Q2: How do I know what wire gauge size I need?

Start by identifying the load current, then check the conductor material, cable length, and insulation temperature rating. Use a wire gauge chart as a guide, but confirm the result against local electrical code and manufacturer specifications. For longer runs or higher loads, voltage drop becomes especially important and may require a larger wire size.

Q3: What is the difference between 12 AWG and 14 AWG?

12 AWG is thicker than 14 AWG. That means 12 AWG generally has lower resistance and a higher current-carrying capacity than 14 AWG. In practical terms, 12 AWG is used for more demanding circuits, while 14 AWG is used for lighter loads where the installation allows it. Always verify the correct choice against the specific circuit design and code requirements.

Q4: Does aluminum wire need a different gauge than copper wire?

Yes. Aluminum and copper do not conduct electricity in the same way. Aluminum generally has higher resistance, so it may need to be sized differently from copper to achieve comparable performance. Never assume that the same gauge number means the same ampacity for both materials. Always check material-specific sizing tables.

Q5: What is wire ampacity?

Wire ampacity is the maximum current a conductor can safely carry under specified conditions. It depends on conductor size, insulation rating, installation method, ambient temperature, and sometimes the number of conductors bundled together. Ampacity is one of the most important factors in choosing the correct wire gauge size.

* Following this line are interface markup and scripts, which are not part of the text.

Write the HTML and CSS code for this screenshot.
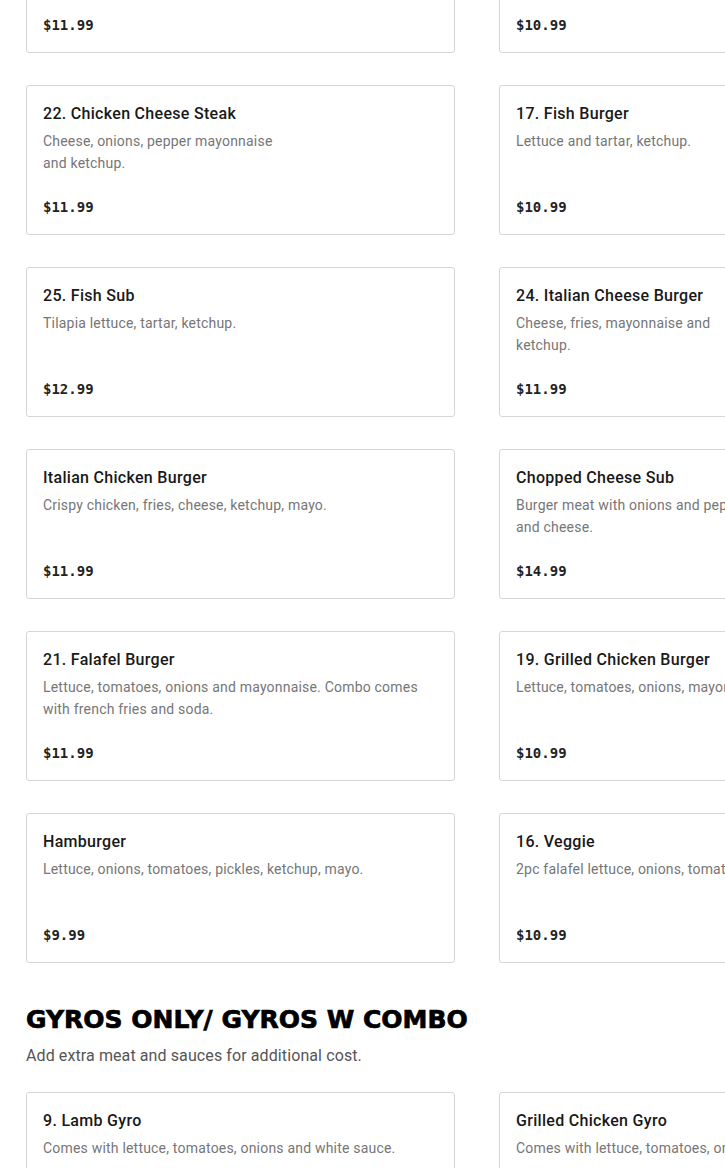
FILE: index.html
```html
<!DOCTYPE html>
<html lang="en">
<head>
    <meta charset="UTF-8">
    <meta name="viewport" content="width=device-width, initial-scale=1.0">
    <title>Menu</title>
    <link rel="stylesheet" href="styles.css">
</head>
<body>

    <!-- Burgers & subs, scrolled part way down -->
    <div class="menu-grid scrolled">
        <div class="item">
            <p class="price">$11.99</p>
        </div>
        <div class="item">
            <p class="price">$10.99</p>
        </div>

        <div class="item has-photo">
            <h3 class="name">22. Chicken Cheese Steak</h3>
            <p class="desc">Cheese, onions, pepper mayonnaise and ketchup.</p>
            <p class="price">$11.99</p>
        </div>
        <div class="item">
            <h3 class="name">17. Fish Burger</h3>
            <p class="desc">Lettuce and tartar, ketchup.</p>
            <p class="price">$10.99</p>
        </div>

        <div class="item">
            <h3 class="name">25. Fish Sub</h3>
            <p class="desc">Tilapia lettuce, tartar, ketchup.</p>
            <p class="price">$12.99</p>
        </div>
        <div class="item has-photo">
            <h3 class="name">24. Italian Cheese Burger</h3>
            <p class="desc">Cheese, fries, mayonnaise and ketchup.</p>
            <p class="price">$11.99</p>
        </div>

        <div class="item">
            <h3 class="name">Italian Chicken Burger</h3>
            <p class="desc">Crispy chicken, fries, cheese, ketchup, mayo.</p>
            <p class="price">$11.99</p>
        </div>
        <div class="item">
            <h3 class="name">Chopped Cheese Sub</h3>
            <p class="desc">Burger meat with onions and peppers, lettuce, tomato, mayo and cheese.</p>
            <p class="price">$14.99</p>
        </div>

        <div class="item">
            <h3 class="name">21. Falafel Burger</h3>
            <p class="desc">Lettuce, tomatoes, onions and mayonnaise. Combo comes with french fries and soda.</p>
            <p class="price">$11.99</p>
        </div>
        <div class="item">
            <h3 class="name">19. Grilled Chicken Burger</h3>
            <p class="desc">Lettuce, tomatoes, onions, mayonnaise and ketchup.</p>
            <p class="price">$10.99</p>
        </div>

        <div class="item">
            <h3 class="name">Hamburger</h3>
            <p class="desc">Lettuce, onions, tomatoes, pickles, ketchup, mayo.</p>
            <p class="price">$9.99</p>
        </div>
        <div class="item">
            <h3 class="name">16. Veggie</h3>
            <p class="desc">2pc falafel lettuce, onions, tomatoes.</p>
            <p class="price">$10.99</p>
        </div>
    </div>

    <!-- Gyros -->
    <div class="section-head">
        <h2>GYROS ONLY/ GYROS W COMBO</h2>
        <p>Add extra meat and sauces for additional cost.</p>
    </div>

    <div class="menu-grid">
        <div class="item">
            <h3 class="name">9. Lamb Gyro</h3>
            <p class="desc">Comes with lettuce, tomatoes, onions and white sauce.</p>
            <p class="price">$10.99</p>
        </div>
        <div class="item">
            <h3 class="name">Grilled Chicken Gyro</h3>
            <p class="desc">Comes with lettuce, tomatoes, onions and white sauce.</p>
            <p class="price">$10.99</p>
        </div>
    </div>

</body>
</html>
```

FILE: styles.css
```css
body {
    margin: 0;
    padding: 0 26px;
    font-family: Roboto, "Noto Sans", sans-serif;
    color: #191919;
    background: #fff;
    overflow: hidden;
}
.menu-grid {
    display: grid;
    grid-template-columns: 429px 429px;
    column-gap: 44px;
    row-gap: 32px;
    width: 902px;
}
/* page is scrolled, first row is mostly above the window */
.scrolled {
    margin-top: -97px;
}
.item {
    box-sizing: border-box;
    height: 150px;
    border: 1px solid #d6d6d6;
    border-radius: 3px;
    padding: 16px;
    display: flex;
    flex-direction: column;
}
.name {
    margin: 0;
    font-size: 16px;
    line-height: 24px;
    font-weight: 500;
    letter-spacing: 0.3px;
    color: #191919;
}
.desc {
    margin: 4px 0 0;
    font-size: 14px;
    line-height: 22px;
    letter-spacing: 0.2px;
    color: #767676;
    display: -webkit-box;
    -webkit-line-clamp: 2;
    -webkit-box-orient: vertical;
    overflow: hidden;
}
.has-photo .desc {
    max-width: 245px;
}
.price {
    margin: auto 0 0;
    font-family: "DejaVu Sans Mono", "Liberation Mono", monospace;
    font-size: 14px;
    line-height: 22px;
    font-weight: bold;
    color: #222;
}
.section-head {
    padding: 33px 0 24px;
}
.section-head h2 {
    margin: 0;
    font-family: "DejaVu Sans", sans-serif;
    font-size: 25px;
    line-height: 48px;
    font-weight: 800;
    -webkit-text-stroke: 0.7px #000;
    color: #000;
}
.section-head p {
    margin: 0;
    font-size: 16px;
    line-height: 24px;
    letter-spacing: 0.1px;
    color: #555;
}
```
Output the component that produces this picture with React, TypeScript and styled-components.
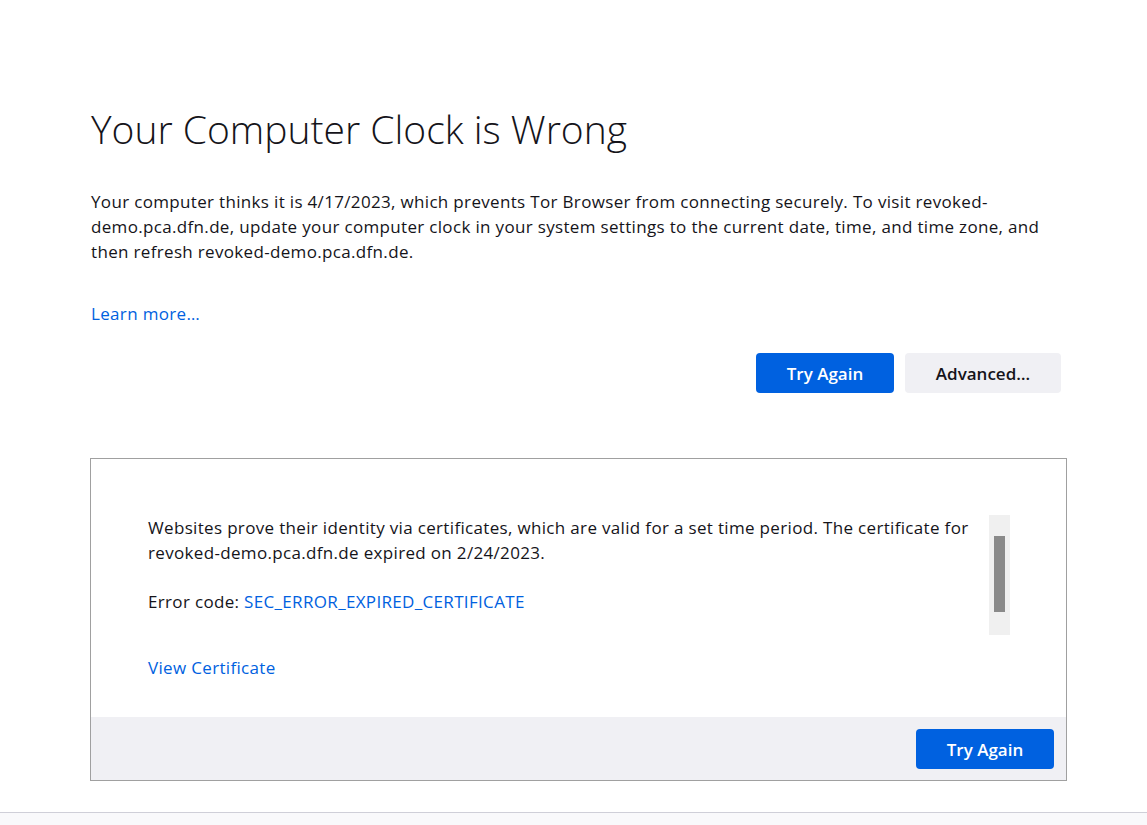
import React, { FC } from 'react';
import styled, { createGlobalStyle } from 'styled-components';

const FONT = '"Open Sans", "Liberation Sans", sans-serif';

const GlobalStyle = createGlobalStyle`
    html, body {
        margin: 0;
        padding: 0;
        background: #ffffff;
    }
    body {
        font-family: ${FONT};
        color: #15141a;
    }
`;

const Page = styled.div`
    height: 825px;
    display: flex;
    flex-direction: column;
    overflow: hidden;
`;

const Main = styled.main`
    flex: 1;
    padding: 104px 0 0 90px;
`;

const Container = styled.div`
    width: 977px;
    display: flex;
    flex-direction: column;
`;

const Intro = styled.div`
    padding: 0 7px 0 1px;
`;

const Title = styled.h1`
    margin: 0;
    font-size: 39px;
    font-weight: 300;
    line-height: 50px;
`;

const Text = styled.p`
    margin: 0;
    font-size: 17px;
    line-height: 25px;
    letter-spacing: 0.33px;
`;

const Lead = styled(Text)`
    margin-top: 35px;
`;

const Link = styled.a`
    color: #0061e0;
    text-decoration: none;
    font-size: 17px;
    line-height: 25px;
    letter-spacing: 0.33px;
`;

const LearnMore = styled.div`
    margin-top: 37px;
`;

const ButtonRow = styled.div<{ $pad?: string }>`
    display: flex;
    justify-content: flex-end;
    gap: 11px;
    padding: ${(p) => p.$pad || '0'};
`;

const Button = styled.button<{ $primary?: boolean; $width: number }>`
    width: ${(p) => p.$width}px;
    height: 40px;
    border: none;
    border-radius: 4px;
    font-family: ${FONT};
    font-size: 17px;
    font-weight: 600;
    background: ${(p) => (p.$primary ? '#0061e0' : '#f0f0f4')};
    color: ${(p) => (p.$primary ? '#ffffff' : '#15141a')};
    cursor: pointer;
`;

const Details = styled.section`
    margin-top: 65px;
    border: 1px solid #a0a0a0;
    display: flex;
    flex-direction: column;
`;

const DetailsBody = styled.div`
    padding: 56px 56px 37px 57px;
`;

const ScrollArea = styled.div`
    height: 120px;
    display: flex;
    gap: 12px;
`;

const ScrollContent = styled.div`
    flex: 1;
`;

const ScrollTrack = styled.div`
    width: 21px;
    background: #f0f0f0;
    display: flex;
    justify-content: center;
    padding-top: 21px;
    box-sizing: border-box;
`;

const ScrollThumb = styled.div`
    width: 11px;
    height: 76px;
    background: #8a8a8a;
`;

const ErrorCode = styled(Text)`
    margin-top: 24px;
`;

const ViewCert = styled.div`
    margin-top: 20px;
`;

const DetailsFooter = styled.div`
    background: #f0f0f4;
    padding: 12px 12px 11px;
`;

const BottomBar = styled.div`
    height: 12px;
    border-top: 1px solid #cfcfd8;
    background: #f9f9fb;
`;

const App: FC = () => {
    return (
        <Page>
            <GlobalStyle />
            <Main>
                <Container>
                    <Intro>
                        <Title>Your Computer Clock is Wrong</Title>
                        <Lead>
                            Your computer thinks it is 4/17/2023, which prevents Tor Browser from connecting
                            securely. To visit revoked-demo.pca.dfn.de, update your computer clock in your system
                            settings to the current date, time, and time zone, and then refresh
                            revoked-demo.pca.dfn.de.
                        </Lead>
                        <LearnMore>
                            <Link href="#learn">Learn more…</Link>
                        </LearnMore>
                    </Intro>
                    <ButtonRow $pad="27px 6px 0 0">
                        <Button $primary $width={138}>
                            Try Again
                        </Button>
                        <Button $width={156}>Advanced…</Button>
                    </ButtonRow>
                    <Details>
                        <DetailsBody>
                            <ScrollArea>
                                <ScrollContent>
                                    <Text>
                                        Websites prove their identity via certificates, which are valid for a set
                                        time period. The certificate for revoked-demo.pca.dfn.de expired on
                                        2/24/2023.
                                    </Text>
                                    <ErrorCode>
                                        Error code: <Link href="#code">SEC_ERROR_EXPIRED_CERTIFICATE</Link>
                                    </ErrorCode>
                                </ScrollContent>
                                <ScrollTrack>
                                    <ScrollThumb />
                                </ScrollTrack>
                            </ScrollArea>
                            <ViewCert>
                                <Link href="#cert">View Certificate</Link>
                            </ViewCert>
                        </DetailsBody>
                        <DetailsFooter>
                            <ButtonRow>
                                <Button $primary $width={138}>
                                    Try Again
                                </Button>
                            </ButtonRow>
                        </DetailsFooter>
                    </Details>
                </Container>
            </Main>
            <BottomBar />
        </Page>
    );
};

export default App;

Q6: Can I use a larger wire gauge than necessary?

Yes, in many cases a larger conductor can be used if the termination hardware and installation method allow it. Oversizing may help reduce voltage drop and improve margin, but it can also increase cost and make installation more difficult. The best practice is to size the wire correctly for the load and conditions rather than simply choosing the largest available cable.